→ **GIVEN PROBLEM**: Begin at the top of the records below and return each line exactly through the line with "const list = order". Skip pictures.

--

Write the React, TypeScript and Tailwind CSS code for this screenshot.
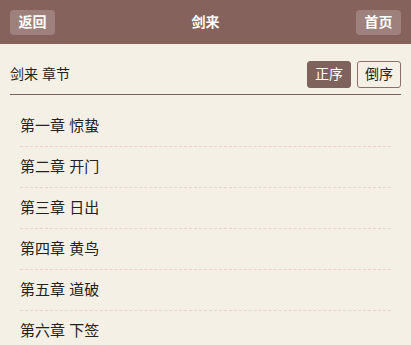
import { useState } from 'react';

const chapters = ['第一章 惊蛰', '第二章 开门', '第三章 日出', '第四章 黄鸟', '第五章 道破', '第六章 下签', '第七章 碎瓷'];

function App() {
  const [order, setOrder] = useState<'asc' | 'desc'>('asc');
  const list = order === 'asc' ? chapters : [...chapters].reverse();

  return (
    <div
      className="min-h-screen bg-[#f5f0e6] text-[#222]"
      style={{ fontFamily: '"Liberation Sans", "Noto Sans CJK SC", sans-serif' }}
    >
      {/* 头部 */}
      <div className="flex h-[44px] items-center justify-between bg-[#86625c] px-[10px]">
        <button type="button" className="h-[25px] w-[45px] rounded-[4px] bg-white/20 text-[14px] font-bold text-white">
          返回
        </button>
        <div className="text-[14px] font-bold text-white">剑来</div>
        <button type="button" className="h-[25px] w-[45px] rounded-[4px] bg-white/20 text-[14px] font-bold text-white">
          首页
        </button>
      </div>

      {/* 工具栏 */}
      <div className="mx-[10px] flex items-center justify-between border-b border-b-[#7a625d] pb-[6px] pt-[17px]">
        <span className="text-[14px]">剑来 章节</span>
        <div className="flex gap-[6px]">
          <button
            type="button"
            onClick={() => setOrder('asc')}
            className={`h-[27px] w-[44px] rounded-[3px] border text-[14px] ${order === 'asc' ? 'border-[#7e625c] bg-[#7e625c] text-white' : 'border-[#8b6f6a] text-[#222]'}`}
          >
            正序
          </button>
          <button
            type="button"
            onClick={() => setOrder('desc')}
            className={`h-[27px] w-[44px] rounded-[3px] border text-[14px] ${order === 'desc' ? 'border-[#7e625c] bg-[#7e625c] text-white' : 'border-[#8b6f6a] text-[#222]'}`}
          >
            倒序
          </button>
        </div>
      </div>

      {/* 章节列表 */}
      <ul className="mx-[20px] mt-[11px]">
        {list.map((title) => (
          <li key={title} className="border-b border-dashed border-b-[#efcfcc] py-[10px] text-[15px] leading-[20px]">
            {title}
          </li>
        ))}
      </ul>
    </div>
  );
}

export default App;
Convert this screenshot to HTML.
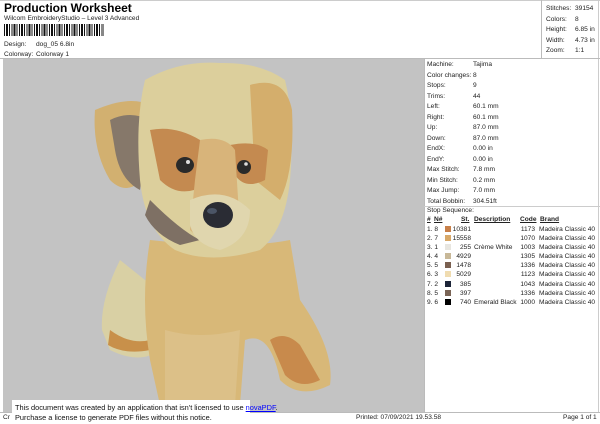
<!DOCTYPE html>
<html><head><style>
*{margin:0;padding:0}
body{width:600px;height:424px;position:relative;background:#fff;font-family:"Liberation Sans",sans-serif;font-size:6.6px;color:#222;overflow:hidden}
.a{position:absolute;white-space:nowrap}
.bar{position:absolute;top:24px;left:4px;width:100px;height:12px;background:repeating-linear-gradient(90deg,#111 0 1px,#fff 1px 2px,#111 2px 4px,#fff 4px 5px,#111 5px 6px,#fff 6px 7.5px)}
</style></head><body>
<div class="a" style="left:4px;top:1px;font-size:12px;font-weight:bold;color:#000">Production Worksheet</div>
<div class="a" style="left:4px;top:15px">Wilcom EmbroideryStudio – Level 3 Advanced</div>
<div class="bar"></div>
<div class="a" style="left:4px;top:41px">Design:</div><div class="a" style="left:36px;top:41px">dog_05 6.8in</div>
<div class="a" style="left:4px;top:51px">Colorway:</div><div class="a" style="left:36px;top:51px">Colorway 1</div>
<div class="a" style="left:0;top:0;width:600px;height:1px;background:#ccc"></div>
<div class="a" style="left:541px;top:0;width:1px;height:58px;background:#bbb"></div>
<div class="a" style="left:598px;top:0;width:1px;height:412px;background:#ccc"></div>
<div class="a" style="left:546px;top:4px;line-height:10.5px">Stitches:<br>Colors:<br>Height:<br>Width:<br>Zoom:</div>
<div class="a" style="left:575px;top:4px;line-height:10.5px">39154<br>8<br>6.85 in<br>4.73 in<br>1:1</div>
<div class="a" style="left:0;top:58px;width:600px;height:1px;background:#bbb"></div>
<div class="a" style="left:3px;top:59px;width:421px;height:353px;background:#c3c3c3"></div>
<svg class="a" style="left:0;top:0" width="600" height="424" viewBox="0 0 600 424">
<path d="M120 260 Q100 300 102 330 L110 350 Q140 365 160 350 L170 300 Z" fill="#d9d0a4"/>
<path d="M110 330 Q130 345 150 340 L150 350 Q125 355 108 345Z" fill="#c8904a"/>
<path d="M150 240 Q140 300 150 360 L160 405 Q200 410 240 405 L245 340 Q270 330 280 380 Q300 400 330 385 Q335 350 300 300 L290 240 Q240 250 150 240Z" fill="#d8b878"/>
<path d="M270 340 Q285 330 300 345 L320 380 Q300 390 285 375Z" fill="#c88a4c"/>
<path d="M165 330 Q200 340 240 330 L235 405 Q200 410 165 405Z" fill="#dcc088"/>
<path d="M95 110 Q130 95 150 105 L150 170 Q130 200 110 180 Q92 150 95 110Z" fill="#d2b070"/>
<path d="M110 120 Q130 110 150 120 L140 190 Q120 180 115 150Z" fill="#86786a"/>
<path d="M145 80 Q180 60 220 63 Q260 62 285 80 Q295 120 290 180 Q285 230 260 250 Q210 265 175 250 Q145 230 140 180 Q135 120 145 80Z" fill="#dccf9c"/>
<path d="M250 85 Q285 75 292 110 Q295 170 280 200 L255 180 Z" fill="#d4ae6c"/>
<path d="M150 130 Q175 125 200 140 L205 185 Q180 200 160 180Z" fill="#c48a50"/>
<path d="M230 145 Q255 140 268 150 L265 180 Q245 190 235 175Z" fill="#c48a50"/>
<path d="M200 140 Q225 135 235 150 L240 230 Q210 250 190 230 L195 180Z" fill="#d8b47a"/>
<path d="M150 200 Q180 230 200 240 L180 245 Q155 235 145 215Z" fill="#7e7064"/>
<path d="M190 200 Q225 185 250 210 Q250 240 220 250 Q195 245 190 225Z" fill="#e0d6ae"/>
<ellipse cx="185" cy="165" rx="9" ry="8" fill="#2a2a2a"/><circle cx="188" cy="162" r="2" fill="#ddd"/>
<ellipse cx="244" cy="167" rx="7" ry="7" fill="#2a2a2a"/><circle cx="246" cy="164" r="1.8" fill="#ddd"/>
<ellipse cx="218" cy="215" rx="15" ry="13" fill="#2a2c34"/><ellipse cx="212" cy="211" rx="5" ry="3" fill="#4b5566"/>
</svg>
<div class="a" style="left:424px;top:59px;width:1px;height:353px;background:#bbb"></div>
<div class="a" style="left:427px;top:60px;line-height:10.5px">Machine:<br>Color changes:<br>Stops:<br>Trims:<br>Left:<br>Right:<br>Up:<br>Down:<br>EndX:<br>EndY:<br>Max Stitch:<br>Min Stitch:<br>Max Jump:<br>Total Bobbin:</div>
<div class="a" style="left:473px;top:60px;line-height:10.5px">Tajima<br>8<br>9<br>44<br>60.1 mm<br>60.1 mm<br>87.0 mm<br>87.0 mm<br>0.00 in<br>0.00 in<br>7.8 mm<br>0.2 mm<br>7.0 mm<br>304.51ft</div>
<div class="a" style="left:424px;top:206px;width:176px;height:1px;background:#ccc"></div>
<div class="a" style="left:427px;top:207px">Stop Sequence:</div>
<div class="a" style="left:427px;top:216px;font-weight:bold;text-decoration:underline">#</div>
<div class="a" style="left:434px;top:216px;font-weight:bold;text-decoration:underline">N#</div>
<div class="a" style="left:461px;top:216px;font-weight:bold;text-decoration:underline">St.</div>
<div class="a" style="left:474px;top:216px;font-weight:bold;text-decoration:underline">Description</div>
<div class="a" style="left:520px;top:216px;font-weight:bold;text-decoration:underline">Code</div>
<div class="a" style="left:540px;top:216px;font-weight:bold;text-decoration:underline">Brand</div>
<div class="a" style="left:427px;top:225px;line-height:9.1px">1. 8<br>2. 7<br>3. 1<br>4. 4<br>5. 5<br>6. 3<br>7. 2<br>8. 5<br>9. 6</div>
<div class="a" style="left:445px;top:226px;width:6px;line-height:9.1px">
<div style="height:9.1px"><div style="width:6px;height:6px;background:#c8804a"></div></div>
<div style="height:9.1px"><div style="width:6px;height:6px;background:#d8a868"></div></div>
<div style="height:9.1px"><div style="width:6px;height:6px;background:#e8e6e0"></div></div>
<div style="height:9.1px"><div style="width:6px;height:6px;background:#c8b898"></div></div>
<div style="height:9.1px"><div style="width:6px;height:6px;background:#7a6050"></div></div>
<div style="height:9.1px"><div style="width:6px;height:6px;background:#f0dcb0"></div></div>
<div style="height:9.1px"><div style="width:6px;height:6px;background:#1c2438"></div></div>
<div style="height:9.1px"><div style="width:6px;height:6px;background:#7a6456"></div></div>
<div style="height:9.1px"><div style="width:6px;height:6px;background:#000"></div></div>
</div>
<div class="a" style="left:451px;top:225px;width:20px;text-align:right;line-height:9.1px">10381<br>15558<br>255<br>4929<br>1478<br>5029<br>385<br>397<br>740</div>
<div class="a" style="left:474px;top:225px;line-height:9.1px"><br><br>Crème White<br><br><br><br><br><br>Emerald Black</div>
<div class="a" style="left:518px;top:225px;width:17px;text-align:right;line-height:9.1px">1173<br>1070<br>1003<br>1305<br>1336<br>1123<br>1043<br>1336<br>1000</div>
<div class="a" style="left:539px;top:225px;line-height:9.1px">Madeira Classic 40<br>Madeira Classic 40<br>Madeira Classic 40<br>Madeira Classic 40<br>Madeira Classic 40<br>Madeira Classic 40<br>Madeira Classic 40<br>Madeira Classic 40<br>Madeira Classic 40</div>
<div class="a" style="left:0;top:412px;width:600px;height:1px;background:#bbb"></div>
<div class="a" style="left:3px;top:414px">Cr</div>
<div class="a" style="left:356px;top:414px">Printed: 07/09/2021 19.53.58</div>
<div class="a" style="left:563px;top:414px">Page 1 of 1</div>
<div class="a" style="left:12px;top:400px;width:238px;height:24px;background:#fff"></div>
<div class="a" style="left:15px;top:403px;font-size:7.4px;line-height:10px;color:#111">This document was created by an application that isn't licensed to use <span style="color:#00f;text-decoration:underline">novaPDF</span>.<br>Purchase a license to generate PDF files without this notice.</div>
</body></html>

--

→ **SOLUTION TO THIS PROBLEM**:
Write the React, TypeScript and Tailwind CSS code for this screenshot.
import { useState } from 'react';

const chapters = ['第一章 惊蛰', '第二章 开门', '第三章 日出', '第四章 黄鸟', '第五章 道破', '第六章 下签', '第七章 碎瓷'];

function App() {
  const [order, setOrder] = useState<'asc' | 'desc'>('asc');
  const list = order === 'asc' ? chapters : [...chapters].reverse();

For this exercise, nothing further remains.